** begin Records for the task **

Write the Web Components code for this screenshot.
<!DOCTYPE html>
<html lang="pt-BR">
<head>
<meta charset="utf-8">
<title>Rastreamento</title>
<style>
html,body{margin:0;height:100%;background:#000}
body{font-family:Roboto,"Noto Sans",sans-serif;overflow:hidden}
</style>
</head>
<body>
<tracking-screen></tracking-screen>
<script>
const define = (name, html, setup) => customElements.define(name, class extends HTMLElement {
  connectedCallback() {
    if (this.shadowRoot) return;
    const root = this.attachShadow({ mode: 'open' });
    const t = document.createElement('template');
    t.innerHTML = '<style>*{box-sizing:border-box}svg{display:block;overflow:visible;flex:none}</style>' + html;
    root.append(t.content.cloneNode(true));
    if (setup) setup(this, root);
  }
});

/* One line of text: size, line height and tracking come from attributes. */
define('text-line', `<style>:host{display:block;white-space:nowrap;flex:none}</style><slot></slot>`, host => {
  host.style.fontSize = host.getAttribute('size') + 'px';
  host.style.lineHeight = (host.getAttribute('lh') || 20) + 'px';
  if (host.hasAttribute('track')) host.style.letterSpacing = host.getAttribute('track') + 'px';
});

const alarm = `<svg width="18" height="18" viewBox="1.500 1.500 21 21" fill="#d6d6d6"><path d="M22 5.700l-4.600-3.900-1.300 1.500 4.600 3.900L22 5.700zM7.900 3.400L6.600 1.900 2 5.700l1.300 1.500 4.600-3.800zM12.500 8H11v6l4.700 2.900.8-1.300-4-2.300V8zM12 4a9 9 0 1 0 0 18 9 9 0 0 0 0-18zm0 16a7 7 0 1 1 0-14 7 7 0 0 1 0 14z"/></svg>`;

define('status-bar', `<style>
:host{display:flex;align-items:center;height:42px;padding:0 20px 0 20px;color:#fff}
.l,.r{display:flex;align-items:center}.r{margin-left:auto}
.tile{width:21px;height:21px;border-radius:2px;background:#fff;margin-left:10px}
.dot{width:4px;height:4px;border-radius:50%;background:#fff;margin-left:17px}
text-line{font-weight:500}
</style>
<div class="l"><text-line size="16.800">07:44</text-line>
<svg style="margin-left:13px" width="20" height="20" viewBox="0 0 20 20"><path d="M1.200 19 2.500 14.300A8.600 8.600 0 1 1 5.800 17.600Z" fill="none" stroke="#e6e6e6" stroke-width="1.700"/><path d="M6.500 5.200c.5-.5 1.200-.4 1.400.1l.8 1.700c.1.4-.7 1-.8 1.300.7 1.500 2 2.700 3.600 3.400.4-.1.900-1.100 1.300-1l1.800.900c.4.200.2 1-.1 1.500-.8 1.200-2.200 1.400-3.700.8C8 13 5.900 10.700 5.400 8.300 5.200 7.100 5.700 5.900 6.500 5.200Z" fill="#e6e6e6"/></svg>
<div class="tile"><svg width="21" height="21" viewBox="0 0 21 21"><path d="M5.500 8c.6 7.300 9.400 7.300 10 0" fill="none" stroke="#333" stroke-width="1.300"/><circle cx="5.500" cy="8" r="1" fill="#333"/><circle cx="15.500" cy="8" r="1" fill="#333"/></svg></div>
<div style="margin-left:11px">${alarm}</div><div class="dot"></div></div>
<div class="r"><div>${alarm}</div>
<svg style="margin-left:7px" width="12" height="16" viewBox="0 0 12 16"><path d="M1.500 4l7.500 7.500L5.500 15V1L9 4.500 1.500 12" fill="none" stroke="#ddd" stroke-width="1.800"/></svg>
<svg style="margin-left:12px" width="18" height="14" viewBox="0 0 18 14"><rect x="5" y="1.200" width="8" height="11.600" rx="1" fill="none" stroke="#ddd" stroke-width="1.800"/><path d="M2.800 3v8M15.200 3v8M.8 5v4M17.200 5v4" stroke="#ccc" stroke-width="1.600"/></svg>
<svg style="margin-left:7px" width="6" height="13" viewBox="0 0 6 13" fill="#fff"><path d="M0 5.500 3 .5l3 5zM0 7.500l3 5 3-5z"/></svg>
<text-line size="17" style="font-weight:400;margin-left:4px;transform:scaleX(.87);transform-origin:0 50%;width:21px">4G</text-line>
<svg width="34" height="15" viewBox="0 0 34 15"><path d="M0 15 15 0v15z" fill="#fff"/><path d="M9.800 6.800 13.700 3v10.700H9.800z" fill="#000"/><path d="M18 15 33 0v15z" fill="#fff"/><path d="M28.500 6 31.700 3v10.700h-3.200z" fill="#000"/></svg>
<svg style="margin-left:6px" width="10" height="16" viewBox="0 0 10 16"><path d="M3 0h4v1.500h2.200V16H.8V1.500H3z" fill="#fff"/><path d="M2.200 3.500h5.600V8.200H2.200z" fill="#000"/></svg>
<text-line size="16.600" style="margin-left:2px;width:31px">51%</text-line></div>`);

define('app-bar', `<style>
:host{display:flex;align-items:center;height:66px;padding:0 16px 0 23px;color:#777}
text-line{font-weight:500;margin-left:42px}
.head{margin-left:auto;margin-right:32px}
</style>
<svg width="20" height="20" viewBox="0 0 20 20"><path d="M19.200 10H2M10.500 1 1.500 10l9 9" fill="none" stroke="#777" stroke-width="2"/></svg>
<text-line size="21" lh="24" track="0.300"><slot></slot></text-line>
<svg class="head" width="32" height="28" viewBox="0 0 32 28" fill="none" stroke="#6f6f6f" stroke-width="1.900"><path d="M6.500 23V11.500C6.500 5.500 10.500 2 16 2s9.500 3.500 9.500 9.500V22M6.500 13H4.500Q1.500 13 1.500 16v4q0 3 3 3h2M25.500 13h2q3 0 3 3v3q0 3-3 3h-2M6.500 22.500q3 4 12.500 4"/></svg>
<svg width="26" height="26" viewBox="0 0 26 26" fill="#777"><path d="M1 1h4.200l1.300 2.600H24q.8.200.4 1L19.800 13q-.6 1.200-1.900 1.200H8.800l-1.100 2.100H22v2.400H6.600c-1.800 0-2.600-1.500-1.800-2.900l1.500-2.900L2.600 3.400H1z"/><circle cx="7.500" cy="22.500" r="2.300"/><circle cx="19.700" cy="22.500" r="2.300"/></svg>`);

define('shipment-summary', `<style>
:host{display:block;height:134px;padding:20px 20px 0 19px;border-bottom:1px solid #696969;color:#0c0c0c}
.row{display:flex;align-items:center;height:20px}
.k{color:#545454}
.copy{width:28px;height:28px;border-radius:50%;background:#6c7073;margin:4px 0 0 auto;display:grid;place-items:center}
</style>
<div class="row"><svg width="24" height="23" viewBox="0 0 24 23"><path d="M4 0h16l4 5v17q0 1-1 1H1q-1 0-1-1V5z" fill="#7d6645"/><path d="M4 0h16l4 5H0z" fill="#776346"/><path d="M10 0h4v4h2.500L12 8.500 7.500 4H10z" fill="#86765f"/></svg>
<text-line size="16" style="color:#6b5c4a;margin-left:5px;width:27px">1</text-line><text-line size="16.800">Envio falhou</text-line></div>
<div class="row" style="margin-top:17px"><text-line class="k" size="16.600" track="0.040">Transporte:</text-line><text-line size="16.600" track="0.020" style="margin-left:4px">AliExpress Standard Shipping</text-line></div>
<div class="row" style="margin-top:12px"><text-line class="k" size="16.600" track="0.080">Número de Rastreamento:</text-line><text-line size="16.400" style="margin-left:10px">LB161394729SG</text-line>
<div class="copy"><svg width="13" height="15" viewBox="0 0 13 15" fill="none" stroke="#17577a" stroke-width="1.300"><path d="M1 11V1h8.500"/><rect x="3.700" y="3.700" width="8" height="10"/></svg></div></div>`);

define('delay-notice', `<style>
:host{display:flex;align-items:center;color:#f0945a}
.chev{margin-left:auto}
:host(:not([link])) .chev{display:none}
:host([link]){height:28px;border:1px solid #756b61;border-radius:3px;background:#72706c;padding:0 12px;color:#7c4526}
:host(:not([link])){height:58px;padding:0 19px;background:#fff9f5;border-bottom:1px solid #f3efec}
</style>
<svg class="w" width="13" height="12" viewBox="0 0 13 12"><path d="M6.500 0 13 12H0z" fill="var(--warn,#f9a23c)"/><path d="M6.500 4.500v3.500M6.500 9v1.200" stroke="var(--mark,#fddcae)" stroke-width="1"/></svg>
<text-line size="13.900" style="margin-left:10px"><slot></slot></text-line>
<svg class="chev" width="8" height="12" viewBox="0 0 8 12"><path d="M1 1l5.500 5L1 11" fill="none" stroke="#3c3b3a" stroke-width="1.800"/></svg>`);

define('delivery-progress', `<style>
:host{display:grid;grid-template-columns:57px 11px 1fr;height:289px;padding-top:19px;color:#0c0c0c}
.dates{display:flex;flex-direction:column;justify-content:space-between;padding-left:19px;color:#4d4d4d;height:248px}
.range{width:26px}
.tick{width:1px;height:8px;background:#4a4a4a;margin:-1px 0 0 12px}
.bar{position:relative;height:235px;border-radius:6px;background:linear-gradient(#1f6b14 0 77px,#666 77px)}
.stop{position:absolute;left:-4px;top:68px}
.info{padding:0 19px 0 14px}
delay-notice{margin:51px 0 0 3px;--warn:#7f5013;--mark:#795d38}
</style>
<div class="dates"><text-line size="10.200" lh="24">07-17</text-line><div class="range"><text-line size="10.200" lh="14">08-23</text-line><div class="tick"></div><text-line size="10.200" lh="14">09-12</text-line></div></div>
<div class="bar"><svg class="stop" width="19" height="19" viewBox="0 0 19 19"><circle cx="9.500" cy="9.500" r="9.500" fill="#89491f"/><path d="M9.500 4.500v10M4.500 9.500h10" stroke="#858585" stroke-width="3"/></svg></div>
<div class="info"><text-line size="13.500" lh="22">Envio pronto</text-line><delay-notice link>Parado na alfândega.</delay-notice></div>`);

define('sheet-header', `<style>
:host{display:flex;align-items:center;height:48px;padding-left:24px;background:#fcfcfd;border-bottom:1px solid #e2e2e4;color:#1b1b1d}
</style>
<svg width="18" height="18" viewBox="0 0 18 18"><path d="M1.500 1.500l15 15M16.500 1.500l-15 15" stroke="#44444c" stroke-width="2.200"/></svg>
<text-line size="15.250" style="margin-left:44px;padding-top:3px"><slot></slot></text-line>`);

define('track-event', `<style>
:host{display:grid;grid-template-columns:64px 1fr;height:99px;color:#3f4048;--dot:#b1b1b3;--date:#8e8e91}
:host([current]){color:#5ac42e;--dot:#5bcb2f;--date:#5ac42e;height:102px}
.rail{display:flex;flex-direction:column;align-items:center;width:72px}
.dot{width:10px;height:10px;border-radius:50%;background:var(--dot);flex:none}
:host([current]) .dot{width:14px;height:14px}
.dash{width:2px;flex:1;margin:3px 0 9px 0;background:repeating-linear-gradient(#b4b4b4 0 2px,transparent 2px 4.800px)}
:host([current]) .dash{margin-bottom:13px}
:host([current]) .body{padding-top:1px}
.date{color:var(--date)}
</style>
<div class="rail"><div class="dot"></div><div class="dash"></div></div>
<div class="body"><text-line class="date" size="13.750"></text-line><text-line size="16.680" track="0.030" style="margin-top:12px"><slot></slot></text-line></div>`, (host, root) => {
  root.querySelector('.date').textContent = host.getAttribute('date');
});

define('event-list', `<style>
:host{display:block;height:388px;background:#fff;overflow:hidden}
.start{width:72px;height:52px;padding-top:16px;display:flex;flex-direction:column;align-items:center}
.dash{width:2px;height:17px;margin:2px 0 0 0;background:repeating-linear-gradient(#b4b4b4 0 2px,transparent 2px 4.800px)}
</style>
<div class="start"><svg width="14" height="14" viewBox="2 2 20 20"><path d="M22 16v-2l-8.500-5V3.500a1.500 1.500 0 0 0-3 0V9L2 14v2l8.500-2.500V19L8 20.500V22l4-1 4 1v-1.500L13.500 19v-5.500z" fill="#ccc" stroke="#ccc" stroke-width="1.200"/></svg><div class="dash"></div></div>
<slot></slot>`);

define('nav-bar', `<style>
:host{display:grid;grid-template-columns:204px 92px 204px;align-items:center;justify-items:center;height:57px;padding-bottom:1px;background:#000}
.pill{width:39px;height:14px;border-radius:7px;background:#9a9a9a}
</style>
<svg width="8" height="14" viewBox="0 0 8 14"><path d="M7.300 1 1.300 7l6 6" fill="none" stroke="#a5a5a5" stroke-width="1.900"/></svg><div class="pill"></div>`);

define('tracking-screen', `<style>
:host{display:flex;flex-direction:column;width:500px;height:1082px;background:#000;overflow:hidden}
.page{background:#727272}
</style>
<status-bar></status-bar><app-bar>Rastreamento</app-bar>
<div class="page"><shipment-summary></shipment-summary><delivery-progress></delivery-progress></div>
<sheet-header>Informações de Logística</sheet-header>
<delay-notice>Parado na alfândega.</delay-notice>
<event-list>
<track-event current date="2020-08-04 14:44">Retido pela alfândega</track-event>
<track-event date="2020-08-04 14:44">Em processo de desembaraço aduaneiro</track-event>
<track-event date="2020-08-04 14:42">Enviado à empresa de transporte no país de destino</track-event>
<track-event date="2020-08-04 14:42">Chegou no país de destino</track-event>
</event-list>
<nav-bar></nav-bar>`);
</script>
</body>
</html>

** end Records for the task **
** begin Records for the task **

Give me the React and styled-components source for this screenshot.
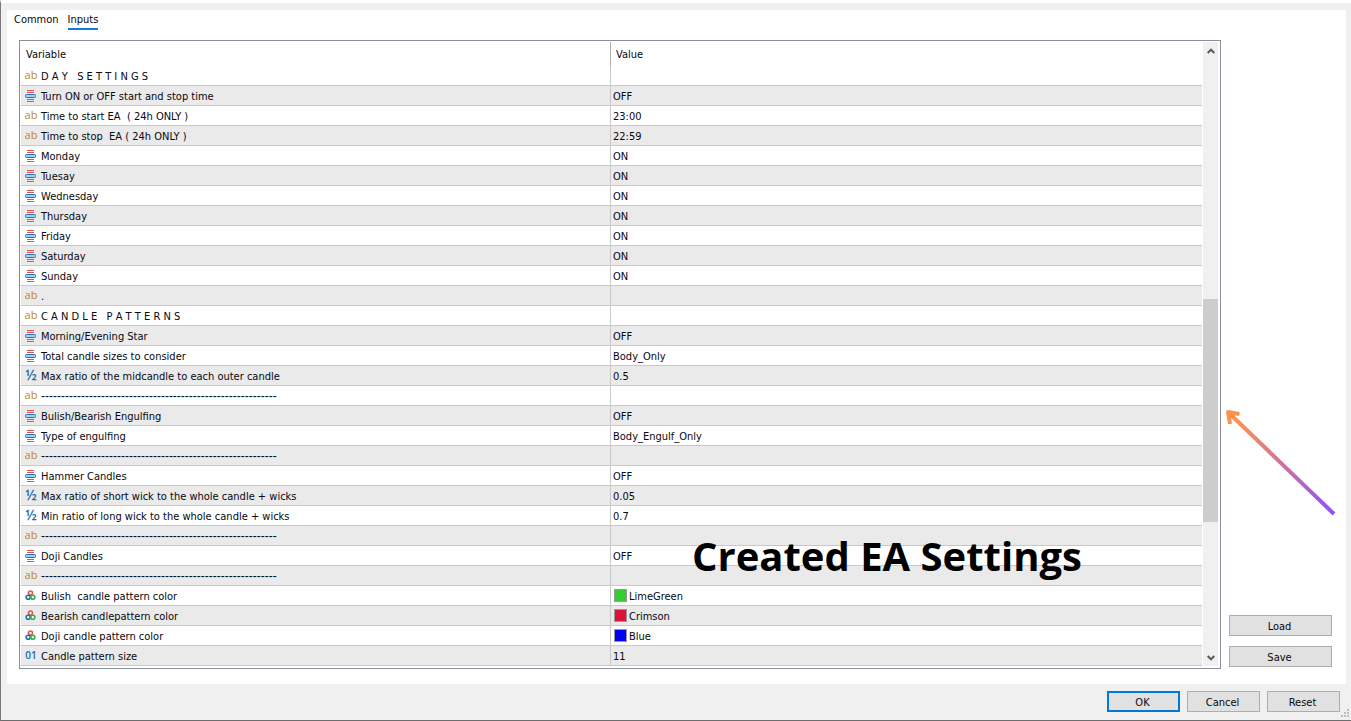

** end Records for the task **

Goal
Find and copy every line in the entries above where the string "screenshot" occurs.

Result
Write the Web Components code for this screenshot.
Give me the React and styled-components source for this screenshot.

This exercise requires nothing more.